69 hours rendering now. Actually frame 35. Maybe a little less than five years. Let's be optimistic!

Hannes

Finally here is a 139 frame animation of this. I decided to stop rendering here and move to other projects.
http://vimeo.com/40416706

Oshyan

That's pretty amazing Hannes! Hard to believe it was done with TG2. Were you raytracing the atmosphere?

- Oshyan

Hannes

No, I didn't. It's just some cloud layers and a lot of coloured lightsources. And of course the stars model.

Dune

Cool, Hannes! Must have been hard to place all lights and move around to position them well. How many are there?

Hannes

Eleven, and yes it was painful!!

Kadri

#25

Hannes there are some small problems but i didn't expected this so to speak :)
I think it looks great! There is much potential.

dandelO

Very good, Hannes! I get frustrated at those popping artefacts when animating stars and things. Great job!

j meyer


cyphyr

Impressive !
I'd be interested to know your system spec and render times (the one in useless without the other)
Cheers
Richard
www.richardfraservfx.com
https://www.facebook.com/RichardFraserVFX/
/|\

Ryzen 9 5950X OC@4Ghz, 64Gb (TG4 benchmark 4:13)

Hannes

Thank you, guys.
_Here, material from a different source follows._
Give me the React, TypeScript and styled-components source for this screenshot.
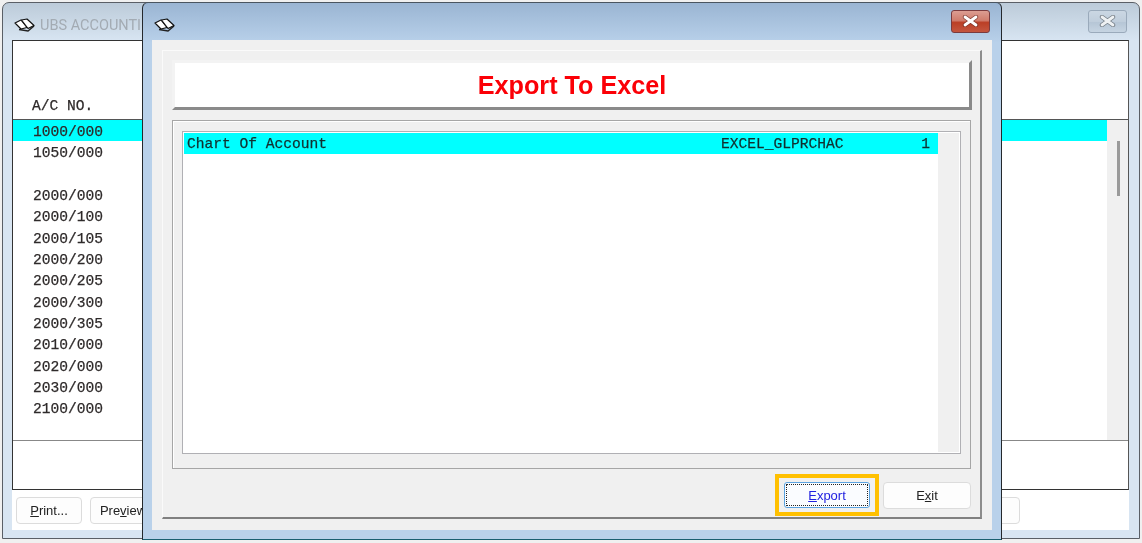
import React from "react";
import styled, { createGlobalStyle } from "styled-components";

const GlobalStyle = createGlobalStyle`
  html, body {
    margin: 0;
    padding: 0;
    background: #f0f0f0;
  }
`;

const mono = `"Liberation Mono", monospace`;
const ui = `"Liberation Sans", Arial, sans-serif`;

const Desktop = styled.div`
  position: relative;
  width: 1142px;
  height: 543px;
  padding: 2px;
  box-sizing: border-box;
  overflow: hidden;
  background: #f0f0f0;
  filter: blur(0.35px);
`;

const BackWindow = styled.div`
  display: flex;
  flex-direction: column;
  width: 1138px;
  height: 537px;
  box-sizing: border-box;
  padding: 0 10px 8px 9px;
  border: 1px solid #5a5f66;
  border-radius: 7px 7px 0 0;
  background: linear-gradient(#bccbd9 0, #d8e5f2 38px);
`;

const TitleBar = styled.div`
  display: flex;
  align-items: center;
  height: 37px;
  flex-shrink: 0;
  gap: 5px;
  padding: 6px 2px 0 2px;
  box-sizing: border-box;
`;

const BackTitle = styled.span`
  flex: 1;
  padding-top: 1px;
  font: 14.5px Roboto, sans-serif;
  color: #a3abb3;
  white-space: nowrap;
`;

const CloseBox = styled.div<{ $active?: boolean }>`
  display: flex;
  align-items: center;
  justify-content: center;
  width: 39px;
  height: 23px;
  box-sizing: border-box;
  border-radius: 3px;
  margin-top: -7px;
  border: 1px solid ${(p) => (p.$active ? "#7a3b3e" : "#9aaabb")};
  background: ${(p) =>
    p.$active
      ? "linear-gradient(#dc9d92 0, #d07c6c 45%, #bb3f26 55%, #c4563f 100%)"
      : "linear-gradient(#cbd7e3 0, #c0cedc 50%, #b6c6d6 55%, #c6d4e2 100%)"};
`;

const BackClient = styled.div`
  flex: 1;
  display: flex;
  flex-direction: column;
  background: #fff;
`;

const Grid = styled.div`
  display: flex;
  flex-direction: column;
  height: 450px;
  flex-shrink: 0;
  box-sizing: border-box;
  border: 1px solid #333;
  border-right-color: #555;
`;

const GridHead = styled.div`
  display: flex;
  align-items: flex-end;
  height: 79px;
  flex-shrink: 0;
  box-sizing: border-box;
  padding: 0 0 5px 19px;
  border-bottom: 1px solid #555;
  font: 14.6px ${mono};
  color: #2e2a2a;
  -webkit-text-stroke: 0.25px #2e2a2a;
`;

const GridBody = styled.div`
  flex: 1;
  display: flex;
  min-height: 0;
`;

const Rows = styled.div`
  flex: 1;
  min-width: 0;
`;

const AccountRow = styled.div<{ $selected?: boolean }>`
  height: 21.33px;
  box-sizing: border-box;
  padding: 2px 0 0 20px;
  font: 14.6px/21.33px ${mono};
  color: #2e2a2a;
  -webkit-text-stroke: 0.25px #2e2a2a;
  background: ${(p) => (p.$selected ? "#00ffff" : "transparent")};
`;

const ScrollTrack = styled.div`
  width: 21px;
  flex-shrink: 0;
  display: flex;
  justify-content: center;
  padding-top: 21px;
  background: #f0f0f0;
`;

const ScrollThumb = styled.div`
  width: 3px;
  height: 55px;
  background: #9a9a9a;
  margin-left: 1px;
`;

const GridFoot = styled.div`
  height: 48px;
  flex-shrink: 0;
  border-top: 1px solid #888;
`;

const ButtonBar = styled.div`
  display: flex;
  gap: 8px;
  padding: 7px 109px 0 4px;
`;

const FormButton = styled.button<{ $push?: boolean }>`
  width: 66px;
  height: 27px;
  box-sizing: border-box;
  padding: 0;
  margin-left: ${(p) => (p.$push ? "auto" : "0")};
  border: 1px solid #dcdcdc;
  border-radius: 4px;
  background: #fdfdfd;
  font: 13px ${ui};
  color: #222;
`;

const Dialog = styled.div`
  position: absolute;
  left: 142px;
  top: 2px;
  width: 860px;
  height: 538px;
  display: flex;
  flex-direction: column;
  box-sizing: border-box;
  padding: 0 9px 9px 9px;
  border: 1px solid #24282c;
  border-top-color: #4a5560;
  border-bottom: 1px solid #1a5f70;
  border-radius: 6px 6px 0 0;
  background: linear-gradient(#9ab5d3 0, #b9d1ea 40px);
`;

const DialogClient = styled.div`
  flex: 1;
  min-height: 0;
  padding: 10px 10px 11px;
  background: #f0f0f0;
`;

const Panel = styled.div`
  height: 100%;
  box-sizing: border-box;
  display: flex;
  flex-direction: column;
  padding: 9px 9px 0;
  border: 1px solid #fafafa;
  border-right: 2px solid #8c8c8c;
  border-bottom: 2px solid #808080;
`;

const Banner = styled.div`
  height: 50px;
  flex-shrink: 0;
  box-sizing: border-box;
  display: flex;
  align-items: center;
  justify-content: center;
  margin-right: -1px;
  padding-top: 1px;
  background: #fff;
  border: 3px solid #f3f3f3;
  border-right-color: #8a8a8a;
  border-bottom-color: #8a8a8a;
  font: bold 25.2px "Liberation Sans", Arial, sans-serif;
  color: #fb0007;
`;

const GroupBox = styled.div`
  height: 349px;
  margin-top: 10px;
  flex-shrink: 0;
  box-sizing: border-box;
  padding: 10px 9px 14px 9px;
  border: 1px solid #a6a6a6;
  box-shadow: inset 1px 1px 0 #fff;
`;

const ListFrame = styled.div`
  height: 100%;
  display: flex;
  box-sizing: border-box;
  padding: 1px;
  border: 1px solid #b0b0b4;
  background: #fff;
`;

const ListRows = styled.div`
  flex: 1;
  min-width: 0;
`;

const ExportRow = styled.div`
  display: grid;
  grid-template-columns: 534px 1fr auto;
  height: 21px;
  align-items: center;
  box-sizing: border-box;
  padding: 1px 8px 0 3px;
  background: #00ffff;
  font: 14.6px ${mono};
  color: #123030;
  -webkit-text-stroke: 0.25px #123030;
`;

const ListScroll = styled.div`
  width: 21px;
  flex-shrink: 0;
  background: #f0f0f0;
`;

const ActionBar = styled.div`
  flex: 1;
  display: flex;
  justify-content: flex-end;
  align-items: flex-start;
  gap: 4px;
  padding: 5px 0 0 0;
`;

const Highlight = styled.div`
  display: flex;
  padding: 4px 5px;
  border: 4px solid #ffc000;
`;

const DefaultButton = styled.button`
  width: 86px;
  height: 26px;
  box-sizing: border-box;
  padding: 0;
  border: 1px solid #5aa2e0;
  border-radius: 3px;
  outline: 1px dotted #222;
  outline-offset: -3px;
  background: #fafcff;
  font: 13px ${ui};
  color: #2222e0;
`;

const ExitButton = styled.button`
  width: 88px;
  height: 27px;
  margin-top: 8px;
  box-sizing: border-box;
  padding: 0;
  border: 1px solid #dcdcdc;
  border-radius: 4px;
  background: #fdfdfd;
  font: 13px ${ui};
  color: #222;
`;

const BookIcon = () => (
  <svg width="21" height="14" viewBox="0 0 21 14" style={{ flexShrink: 0 }}>
    <path d="M5 11.5 14 13 20 8" fill="none" stroke="#222" strokeWidth="1.5" />
    <path d="M1 5 7 2 13 9.5 7 11Z" fill="#fff" stroke="#111" strokeWidth="1.2" strokeLinejoin="round" />
    <path d="M7.5 2 13 1 20 7.5 14 10.5Z" fill="#fff" stroke="#111" strokeWidth="1.2" strokeLinejoin="round" />
  </svg>
);

const CloseGlyph = ({ active }: { active?: boolean }) => (
  <svg width="17" height="12" viewBox="0 0 17 12">
    <path
      d="M3 2 14 10M14 2 3 10"
      fill="none"
      stroke={active ? "#6b2a22" : "#5a6067"}
      strokeWidth="4.4"
      strokeLinecap="round"
      opacity="0.75"
    />
    <path
      d="M3 2 14 10M14 2 3 10"
      fill="none"
      stroke={active ? "#fff" : "#eef1f3"}
      strokeWidth="2.8"
      strokeLinecap="round"
    />
  </svg>
);

const accounts = [
  "1000/000",
  "1050/000",
  "",
  "2000/000",
  "2000/100",
  "2000/105",
  "2000/200",
  "2000/205",
  "2000/300",
  "2000/305",
  "2010/000",
  "2020/000",
  "2030/000",
  "2100/000",
];

export default function App() {
  return (
    <>
      <GlobalStyle />
      <Desktop>
        <BackWindow>
          <TitleBar>
            <BookIcon />
            <BackTitle>UBS ACCOUNTING</BackTitle>
            <CloseBox>
              <CloseGlyph />
            </CloseBox>
          </TitleBar>
          <BackClient>
            <Grid>
              <GridHead>A/C NO.</GridHead>
              <GridBody>
                <Rows>
                  {accounts.map((a, i) => (
                    <AccountRow key={i} $selected={i === 0}>
                      {a}
                    </AccountRow>
                  ))}
                </Rows>
                <ScrollTrack>
                  <ScrollThumb />
                </ScrollTrack>
              </GridBody>
              <GridFoot />
            </Grid>
            <ButtonBar>
              <FormButton>
                <u>P</u>rint...
              </FormButton>
              <FormButton>
                Pre<u>v</u>iew
              </FormButton>
              <FormButton $push />
            </ButtonBar>
          </BackClient>
        </BackWindow>

        <Dialog>
          <TitleBar>
            <BookIcon />
            <BackTitle />
            <CloseBox $active>
              <CloseGlyph active />
            </CloseBox>
          </TitleBar>
          <DialogClient>
            <Panel>
              <Banner>Export To Excel</Banner>
              <GroupBox>
                <ListFrame>
                  <ListRows>
                    <ExportRow>
                      <span>Chart Of Account</span>
                      <span>EXCEL_GLPRCHAC</span>
                      <span>1</span>
                    </ExportRow>
                  </ListRows>
                  <ListScroll />
                </ListFrame>
              </GroupBox>
              <ActionBar>
                <Highlight>
                  <DefaultButton>
                    <u>E</u>xport
                  </DefaultButton>
                </Highlight>
                <ExitButton>
                  E<u>x</u>it
                </ExitButton>
              </ActionBar>
            </Panel>
          </DialogClient>
        </Dialog>
      </Desktop>
    </>
  );
}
I have to say that I like it too but I'm not entirely happy with the quality of the renders (popping stars, flickering lights and the planets look a little bit like milk drops...).
Cyphyr, I have an AMD Athlon 64 X2 Dual Core 6000+ with 3 GHz RAM, not the most powerful machine, so it took two hours per frame to render.
Btw Dune, I just saw that there are only nine light sources including a sunlight.

Instead of explaining things I decided to put the scene (without the stars - the model is too large for the forum) into the file sharing section, so you can explore it yourself.